* START RECORDED DATA *
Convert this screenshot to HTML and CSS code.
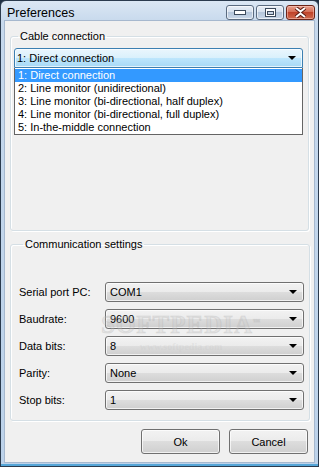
FILE: index.html
```html
<!DOCTYPE html>
<html lang="en">
<head>
    <meta charset="UTF-8">
    <title>Preferences</title>
    <link rel="stylesheet" href="styles.css">
</head>
<body>
    <div class="window">
        <div class="titlebar">
            <span class="title">Preferences</span>
            <div class="caption-buttons">
                <div class="cap-btn">
                    <svg width="12" height="6" viewBox="0 0 12 6"><rect x="0.5" y="0.5" width="11" height="4" fill="#fff" stroke="#3c4a5c"/></svg>
                </div>
                <div class="cap-btn">
                    <svg width="11" height="9" viewBox="0 0 11 9"><rect x="0.5" y="0.5" width="10" height="8" fill="#fff" stroke="#3c4a5c"/><rect x="2.5" y="3.5" width="6" height="3" fill="#c9d6e6" stroke="#3c4a5c"/></svg>
                </div>
                <div class="cap-btn close">
                    <svg width="15" height="11" viewBox="0 0 15 11"><path d="M3 1 L7.5 4.5 L12 1 M3 10 L7.5 6.5 L12 10" stroke="#5a1a12" stroke-width="4" fill="none"/><path d="M3 1 L7.5 4.5 L12 1 M3 10 L7.5 6.5 L12 10" stroke="#fff" stroke-width="2" fill="none"/></svg>
                </div>
            </div>
        </div>

        <div class="client">
            <fieldset class="group cable">
                <legend>Cable connection</legend>
                <div class="combo focused">
                    <span>1: Direct connection</span>
                    <span class="arrow"></span>
                </div>
                <ul class="droplist">
                    <li class="selected">1: Direct connection</li>
                    <li>2: Line monitor (unidirectional)</li>
                    <li>3: Line monitor (bi-directional, half duplex)</li>
                    <li>4: Line monitor (bi-directional, full duplex)</li>
                    <li>5: In-the-middle connection</li>
                </ul>
            </fieldset>

            <fieldset class="group comm">
                <legend>Communication settings</legend>
                <div class="settings">
                    <label>Serial port PC:</label>
                    <div class="combo"><span>COM1</span><span class="arrow"></span></div>
                    <label>Baudrate:</label>
                    <div class="combo"><span>9600</span><span class="arrow"></span></div>
                    <label>Data bits:</label>
                    <div class="combo"><span>8</span><span class="arrow"></span></div>
                    <label>Parity:</label>
                    <div class="combo"><span>None</span><span class="arrow"></span></div>
                    <label>Stop bits:</label>
                    <div class="combo"><span>1</span><span class="arrow"></span></div>
                </div>
            </fieldset>

            <div class="actions">
                <button class="btn">Ok</button>
                <button class="btn">Cancel</button>
            </div>
        </div>

        <div class="watermark">
            <span class="wm-big">SOFTPEDIA<sup>™</sup></span>
            <span class="wm-small">www.softpedia.com</span>
        </div>
    </div>
</body>
</html>
```

FILE: styles.css
```css
* {
    margin: 0;
    padding: 0;
    box-sizing: border-box;
}

body {
    font-family: "Liberation Sans", Arial, sans-serif;
    font-size: 11px;
    color: #000;
    background: #1f3044;
}

.window {
    position: relative;
    width: 319px;
    height: 467px;
    border: 1px solid #2b3b4e;
    border-radius: 6px 6px 0 0;
    background: linear-gradient(#dbe7f4 0, #c6d8ec 22px, #bcd2ea 100%);
    padding: 0 3px 3px 3px;
    display: flex;
    flex-direction: column;
    box-shadow: inset 0 -2px 0 #55a6d8;
}

.titlebar {
    height: 22px;
    display: flex;
    align-items: center;
    justify-content: space-between;
    padding-left: 3px;
}

.title {
    font-size: 12.5px;
    color: #000;
    margin-top: 5px;
}

.caption-buttons {
    display: flex;
    gap: 2px;
    align-self: flex-start;
    margin-top: 4px;
}

.cap-btn {
    width: 28px;
    height: 15px;
    border: 1px solid #5a6b80;
    border-radius: 3px;
    background: linear-gradient(#e8eef6 0%, #d5e0ee 45%, #b5c6db 50%, #c9d7e8 100%);
    display: flex;
    align-items: center;
    justify-content: center;
    box-shadow: inset 0 0 0 1px rgba(255, 255, 255, 0.6);
}

.cap-btn.close {
    width: 29px;
    border-color: #6b2418;
    background: linear-gradient(#e8a08e 0%, #d56e56 45%, #c0432a 50%, #cf6a4e 100%);
    box-shadow: inset 0 0 0 1px rgba(255, 210, 200, 0.5);
}

.client {
    flex: 1;
    background: #f0f0f0;
    border: 1px solid #a6b8ce;
    padding: 9px 5px 8px 5px;
    display: flex;
    flex-direction: column;
}

.group {
    border: 1px solid #d5dfe5;
    border-radius: 3px;
    box-shadow: inset 1px 1px 0 #fff, 1px 1px 0 #fff;
    padding: 0 5px 0 3px;
}

.group legend {
    margin-left: 4px;
    padding: 0 2px 0 2px;
    line-height: 13px;
}

.cable {
    height: 201px;
    padding-top: 5px;
}

.comm {
    margin-top: 7px;
    height: 183px;
    padding-top: 31px;
    padding-left: 8px;
}

.combo {
    height: 20px;
    border: 1px solid #707070;
    border-radius: 3px;
    background: linear-gradient(#f2f2f2 0%, #ebebeb 50%, #dddddd 50%, #cfcfcf 100%);
    display: flex;
    align-items: center;
    justify-content: space-between;
    padding: 0 4px 0 4px;
    box-shadow: inset 0 0 0 1px rgba(255, 255, 255, 0.7);
}

.combo.focused {
    border-color: #3c7fb1;
    background: linear-gradient(#eaf6fd 0%, #d9f0fc 50%, #bee6fd 50%, #a7d9f5 100%);
    border-radius: 3px 3px 0 0;
    padding-left: 2px;
}

.arrow {
    width: 0;
    height: 0;
    border-left: 4px solid transparent;
    border-right: 4px solid transparent;
    border-top: 4px solid #000;
    margin-right: 2px;
}

.droplist {
    list-style: none;
    background: #fff;
    border: 1px solid #646464;
    border-top: none;
    padding-top: 1px;
}

.droplist li {
    height: 13px;
    line-height: 13px;
    padding-left: 3px;
}

.droplist li.selected {
    background: #3399ff;
    color: #fff;
}

.settings {
    display: grid;
    grid-template-columns: 86px 199px;
    grid-auto-rows: 20px;
    row-gap: 7px;
    align-items: center;
}

.settings label {
    line-height: 20px;
}

.actions {
    display: flex;
    justify-content: flex-end;
    gap: 9px;
    margin-top: 8px;
    padding-right: 1px;
}

.btn {
    width: 79px;
    height: 25px;
    font-family: inherit;
    font-size: 11px;
    border: 1px solid #707070;
    border-radius: 3px;
    background: linear-gradient(#f2f2f2 0%, #ebebeb 50%, #dddddd 50%, #cfcfcf 100%);
    box-shadow: inset 0 0 0 1px rgba(255, 255, 255, 0.7);
    color: #000;
}

.watermark {
    position: absolute;
    left: 100px;
    top: 310px;
    display: flex;
    flex-direction: column;
    align-items: center;
    color: rgba(200, 200, 200, 0.3);
    pointer-events: none;
}

.wm-big {
    font-family: "Liberation Serif", serif;
    font-size: 25px;
    font-weight: bold;
    letter-spacing: 1px;
    -webkit-text-stroke: 1px rgba(160, 160, 160, 0.2);
}

.wm-big sup {
    font-size: 7px;
}

.wm-small {
    font-family: "Liberation Serif", serif;
    font-size: 10px;
    font-weight: bold;
    margin-top: 2px;
}
```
* END RECORDED DATA *
Take the listing and print it again exactly, but without any pictures.

PROBLEM SOLUTION —
Convert this screenshot to HTML and CSS code.
FILE: index.html
```html
<!DOCTYPE html>
<html lang="en">
<head>
    <meta charset="UTF-8">
    <title>Preferences</title>
    <link rel="stylesheet" href="styles.css">
</head>
<body>
    <div class="window">
        <div class="titlebar">
            <span class="title">Preferences</span>
            <div class="caption-buttons">
                <div class="cap-btn">
                    <svg width="12" height="6" viewBox="0 0 12 6"><rect x="0.5" y="0.5" width="11" height="4" fill="#fff" stroke="#3c4a5c"/></svg>
                </div>
                <div class="cap-btn">
                    <svg width="11" height="9" viewBox="0 0 11 9"><rect x="0.5" y="0.5" width="10" height="8" fill="#fff" stroke="#3c4a5c"/><rect x="2.5" y="3.5" width="6" height="3" fill="#c9d6e6" stroke="#3c4a5c"/></svg>
                </div>
                <div class="cap-btn close">
                    <svg width="15" height="11" viewBox="0 0 15 11"><path d="M3 1 L7.5 4.5 L12 1 M3 10 L7.5 6.5 L12 10" stroke="#5a1a12" stroke-width="4" fill="none"/><path d="M3 1 L7.5 4.5 L12 1 M3 10 L7.5 6.5 L12 10" stroke="#fff" stroke-width="2" fill="none"/></svg>
                </div>
            </div>
        </div>

        <div class="client">
            <fieldset class="group cable">
                <legend>Cable connection</legend>
                <div class="combo focused">
                    <span>1: Direct connection</span>
                    <span class="arrow"></span>
                </div>
                <ul class="droplist">
                    <li class="selected">1: Direct connection</li>
                    <li>2: Line monitor (unidirectional)</li>
                    <li>3: Line monitor (bi-directional, half duplex)</li>
                    <li>4: Line monitor (bi-directional, full duplex)</li>
                    <li>5: In-the-middle connection</li>
                </ul>
            </fieldset>

            <fieldset class="group comm">
                <legend>Communication settings</legend>
                <div class="settings">
                    <label>Serial port PC:</label>
                    <div class="combo"><span>COM1</span><span class="arrow"></span></div>
                    <label>Baudrate:</label>
                    <div class="combo"><span>9600</span><span class="arrow"></span></div>
                    <label>Data bits:</label>
                    <div class="combo"><span>8</span><span class="arrow"></span></div>
                    <label>Parity:</label>
                    <div class="combo"><span>None</span><span class="arrow"></span></div>
                    <label>Stop bits:</label>
                    <div class="combo"><span>1</span><span class="arrow"></span></div>
                </div>
            </fieldset>

            <div class="actions">
                <button class="btn">Ok</button>
                <button class="btn">Cancel</button>
            </div>
        </div>

        <div class="watermark">
            <span class="wm-big">SOFTPEDIA<sup>™</sup></span>
            <span class="wm-small">www.softpedia.com</span>
        </div>
    </div>
</body>
</html>
```

FILE: styles.css
```css
* {
    margin: 0;
    padding: 0;
    box-sizing: border-box;
}

body {
    font-family: "Liberation Sans", Arial, sans-serif;
    font-size: 11px;
    color: #000;
    background: #1f3044;
}

.window {
    position: relative;
    width: 319px;
    height: 467px;
    border: 1px solid #2b3b4e;
    border-radius: 6px 6px 0 0;
    background: linear-gradient(#dbe7f4 0, #c6d8ec 22px, #bcd2ea 100%);
    padding: 0 3px 3px 3px;
    display: flex;
    flex-direction: column;
    box-shadow: inset 0 -2px 0 #55a6d8;
}

.titlebar {
    height: 22px;
    display: flex;
    align-items: center;
    justify-content: space-between;
    padding-left: 3px;
}

.title {
    font-size: 12.5px;
    color: #000;
    margin-top: 5px;
}

.caption-buttons {
    display: flex;
    gap: 2px;
    align-self: flex-start;
    margin-top: 4px;
}

.cap-btn {
    width: 28px;
    height: 15px;
    border: 1px solid #5a6b80;
    border-radius: 3px;
    background: linear-gradient(#e8eef6 0%, #d5e0ee 45%, #b5c6db 50%, #c9d7e8 100%);
    display: flex;
    align-items: center;
    justify-content: center;
    box-shadow: inset 0 0 0 1px rgba(255, 255, 255, 0.6);
}

.cap-btn.close {
    width: 29px;
    border-color: #6b2418;
    background: linear-gradient(#e8a08e 0%, #d56e56 45%, #c0432a 50%, #cf6a4e 100%);
    box-shadow: inset 0 0 0 1px rgba(255, 210, 200, 0.5);
}

.client {
    flex: 1;
    background: #f0f0f0;
    border: 1px solid #a6b8ce;
    padding: 9px 5px 8px 5px;
    display: flex;
    flex-direction: column;
}

.group {
    border: 1px solid #d5dfe5;
    border-radius: 3px;
    box-shadow: inset 1px 1px 0 #fff, 1px 1px 0 #fff;
    padding: 0 5px 0 3px;
}

.group legend {
    margin-left: 4px;
    padding: 0 2px 0 2px;
    line-height: 13px;
}

.cable {
    height: 201px;
    padding-top: 5px;
}

.comm {
    margin-top: 7px;
    height: 183px;
    padding-top: 31px;
    padding-left: 8px;
}

.combo {
    height: 20px;
    border: 1px solid #707070;
    border-radius: 3px;
    background: linear-gradient(#f2f2f2 0%, #ebebeb 50%, #dddddd 50%, #cfcfcf 100%);
    display: flex;
    align-items: center;
    justify-content: space-between;
    padding: 0 4px 0 4px;
    box-shadow: inset 0 0 0 1px rgba(255, 255, 255, 0.7);
}

.combo.focused {
    border-color: #3c7fb1;
    background: linear-gradient(#eaf6fd 0%, #d9f0fc 50%, #bee6fd 50%, #a7d9f5 100%);
    border-radius: 3px 3px 0 0;
    padding-left: 2px;
}

.arrow {
    width: 0;
    height: 0;
    border-left: 4px solid transparent;
    border-right: 4px solid transparent;
    border-top: 4px solid #000;
    margin-right: 2px;
}

.droplist {
    list-style: none;
    background: #fff;
    border: 1px solid #646464;
    border-top: none;
    padding-top: 1px;
}

.droplist li {
    height: 13px;
    line-height: 13px;
    padding-left: 3px;
}

.droplist li.selected {
    background: #3399ff;
    color: #fff;
}

.settings {
    display: grid;
    grid-template-columns: 86px 199px;
    grid-auto-rows: 20px;
    row-gap: 7px;
    align-items: center;
}

.settings label {
    line-height: 20px;
}

.actions {
    display: flex;
    justify-content: flex-end;
    gap: 9px;
    margin-top: 8px;
    padding-right: 1px;
}

.btn {
    width: 79px;
    height: 25px;
    font-family: inherit;
    font-size: 11px;
    border: 1px solid #707070;
    border-radius: 3px;
    background: linear-gradient(#f2f2f2 0%, #ebebeb 50%, #dddddd 50%, #cfcfcf 100%);
    box-shadow: inset 0 0 0 1px rgba(255, 255, 255, 0.7);
    color: #000;
}

.watermark {
    position: absolute;
    left: 100px;
    top: 310px;
    display: flex;
    flex-direction: column;
    align-items: center;
    color: rgba(200, 200, 200, 0.3);
    pointer-events: none;
}

.wm-big {
    font-family: "Liberation Serif", serif;
    font-size: 25px;
    font-weight: bold;
    letter-spacing: 1px;
    -webkit-text-stroke: 1px rgba(160, 160, 160, 0.2);
}

.wm-big sup {
    font-size: 7px;
}

.wm-small {
    font-family: "Liberation Serif", serif;
    font-size: 10px;
    font-weight: bold;
    margin-top: 2px;
}
```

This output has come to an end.